Indian authorities handed over the deceased’s body to civilian and military officials on this side at about 3:30pm and after completion of procedural requirements, it was handed over to his family for burial, which was conducted in Bandi Sochiyan village at 7:30pm.

Pakistan and India had launched intra-Kashmir travel and trade in April 2005 and October 2008, respectively, as part of major confidence building measures (CBMs) on Kashmir which continued through two crossing points in Muzaffarabad and Poonch divisions, with ups and downs coinciding with the relations between the two countries, until April last year when in a unilateral move India announced suspension of trade, citing alleged misuse of both routes by Pakistan.

Meanwhile, another reason India gave to stop travel was repair of the “dilapidated Kaman Bridge.”

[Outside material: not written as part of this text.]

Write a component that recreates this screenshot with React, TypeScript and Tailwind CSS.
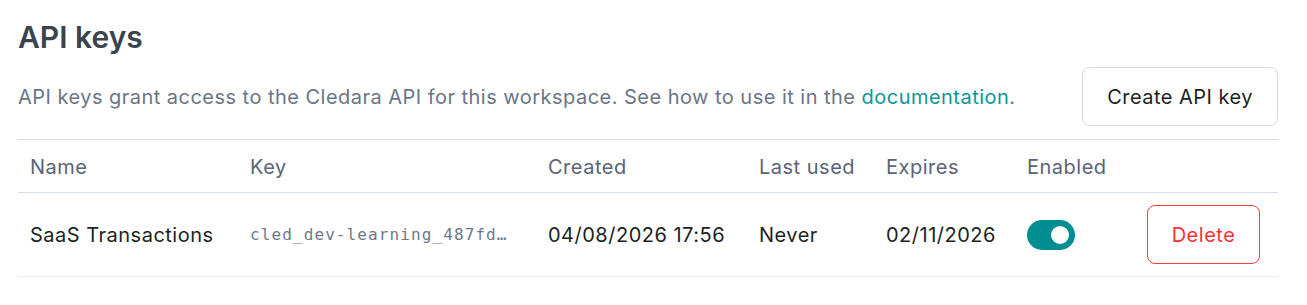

The last time, travel via Chakothi-Uri point took place after remaining suspended for two months on April 22, 2019, when only two residents of the occupied territory had returned to their side.

However, from the Tetrinote-Chakan da Bagh crossing point in Poonch Division, the last crossing took place on Aug 26, 2019, three weeks after India had scrapped the special status of India-held Kashmir, when 40 stranded passengers from AJK and 6 from the other side returned to their respective sides.